When Alan (Roland Wybenga) was a child he was traumatized by a giant (stop-motion) spider while hiding inside a wardrobe during a game of Hide & Seek. As an adult, he is a professor of Oriental Languages and part of the Intextus project, whose committee calls Alan in to discover the whereabouts of one Professor Roth (László Sipos) who has gone incommunicado while working on the project in Budapest. Alan meets Roth’s pretty assistant Genevieve (Paola Rinaldi) and even manages to meet with the Professor himself who warns Alan that he is being drawn into something from which he is not going to be able to extricate himself. After a large black ball smashes through Roth’s window, and the older gentleman is subsequently found hanged and covered in webbing, things get really weird.
To say more about the plot of Gianfranco Giagni’s The Spider Labyrinth (aka Il Nido Del Ragno) would be unfair, since the whole thing hinges on mystery. However, it is almost impossible to talk at any length about the film for the same reason, so there may be some spoilers ahead (I’ll try to avoid them, but I can promise nothing). It has also come to my attention via IMDB that I watched what is probably the shortest version of the film available, so I can’t be certain that any of the film’s shortcomings are intrinsic to the film or its various forms. I hate that. Onward…
If you look anywhere that this film is written or talked about, the obvious references will be to the Giallo and Horror genres, and they are prevalent throughout, no argument (though I would suggest that this leans more toward the latter than the former). However, I also noticed a heavy Noir aspect to the film, and I think it’s here that hairs can begin to be split. Alan is a Man of Letters but he has a past which haunts him into the present. In fact, the film is obsessed with motifs of the past. As the film opens, Alan drives in an old car listening to Oldies music. He sees a young boy decked out like one of the “Dead End Kids” at multiple points in the film. Roth lives in an old, decaying apartment building. The Intextus project is interested in old religions and (probably) older gods.

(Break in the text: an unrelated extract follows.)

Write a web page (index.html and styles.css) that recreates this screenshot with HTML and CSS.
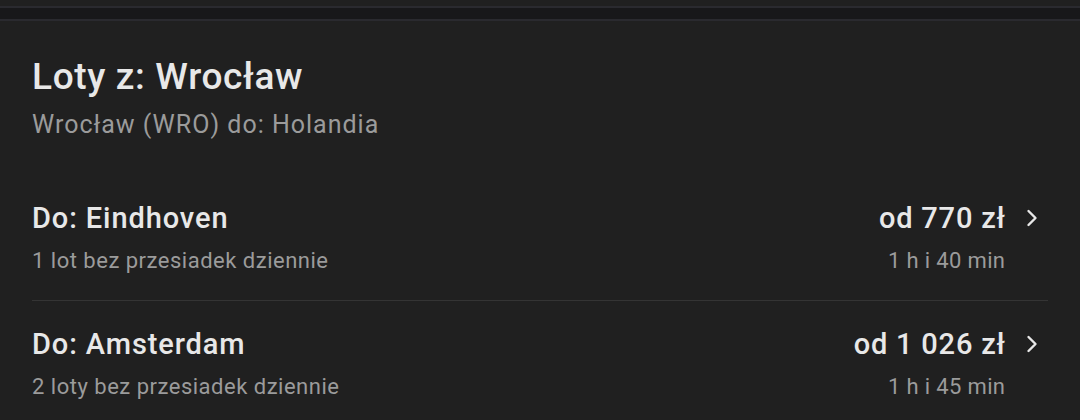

Further, Alan is a man who is held prisoner by a fate he cannot escape, and this accounts for the arachnid and maze themes. Consequently, there are spider webs galore as well as piles of wood and barbed wire which block roads, a labyrinth made up of windblown sheets, and long stretches of road which reveal nothing of a way out, just more confusion. The filmmakers string the plot along like a gumshoe flick from the Forties, with questions leading to answers leading to more questions. There are heavy shadows and low angle lighting in almost every interior shot of the film, as well as the use of poor weather as a portent of doom and thick fog which obscures the truth and in which danger lurks (as well as a little illumination).
The Spider’s Labyrinth also deals at length with concepts of conspiracy, paranoia, cultism, and institutions versus individuals. When Alan is called before the Intextus committee, he is essentially cajoled by a priest (Bob Holton) and coerced by the tacit implications in the presence of a pair of corporate executives (John Morrison and Bill Bollender), that being the threat of losing his livelihood. Of course, the Intextus committee is fully aware that they are sending Alan into a perilous environment, but they mention nothing of this to the man. Nearly everyone in Budapest gives Alan sideways glances, and there are a great many shots of people around our main character trading knowing looks with each other. Add to that, everyone who discovers anything about the Weavers tends to become overly suspicious of everything, and their dialogue tends to lean toward the realm of street corner preachers. The members of the Weavers are all characterized as classic cult members; hive-minded, zombie-esque, untrusting, and untrustworthy. Of course, the inferences of trust can also be applied to the Christian representatives in the film. Thus, Alan is alone in a hostile world, torn between two deities, and losing his sense of self in the strands of some very metaphorical webs.
And so we come to my grievance with the film. Without getting too far into details, Giagni and company drop a huge reveal fairly early in the going (in the scene with Maria the hotel worker, played by Claudia Muzi). Afterward, the film seems to want to keep up the pretense that what we have seen may not have been entirely real, despite certain aspects of the event being true in the cinematic world based on how they are depicted in the film and (far more significantly) who witnesses them. That the film maintains this façade for as long as it does is frustrating, since the movie could just as easily have moved into this strange, new territory and continued developing itself in that direction. But since the film wants to be Giallo, Mystery, Horror, Noir, and Psychodrama for as long as it can perpetuate any one of them, it eventually crumbles in the end, falls back on the easiest of these to pull off (or the easiest in terms of wrapping up a film and giving the audience a cheap thrill), and leaving the audience stuck between bemused and befuddled. Despite this, it is an intriguing and entertaining film, and I’d like to think that an inspection of its extended cut would provide a smoother transition between its disparate flavors.
MVT: The general atmosphere surrounding the film is moody and effective. The film also looks great thanks to some fantastic scenery and the cinematographic eye of Sebastiano Celeste (credited as Nino Celeste). So, even if you’re let down by the way this film was written, you certainly cannot say the same thing about the way it was photographed.
Make Or Break: The Make is the scene of Alan’s first night at the hotel. As he is getting settled, he spies Genevieve (at least I think it is she) across the way undressing and cavorting around her place. It brings to mind Hitchcock’s Rear Window, DePalma’s Body Double, and other films while being alluring and runic all on its own.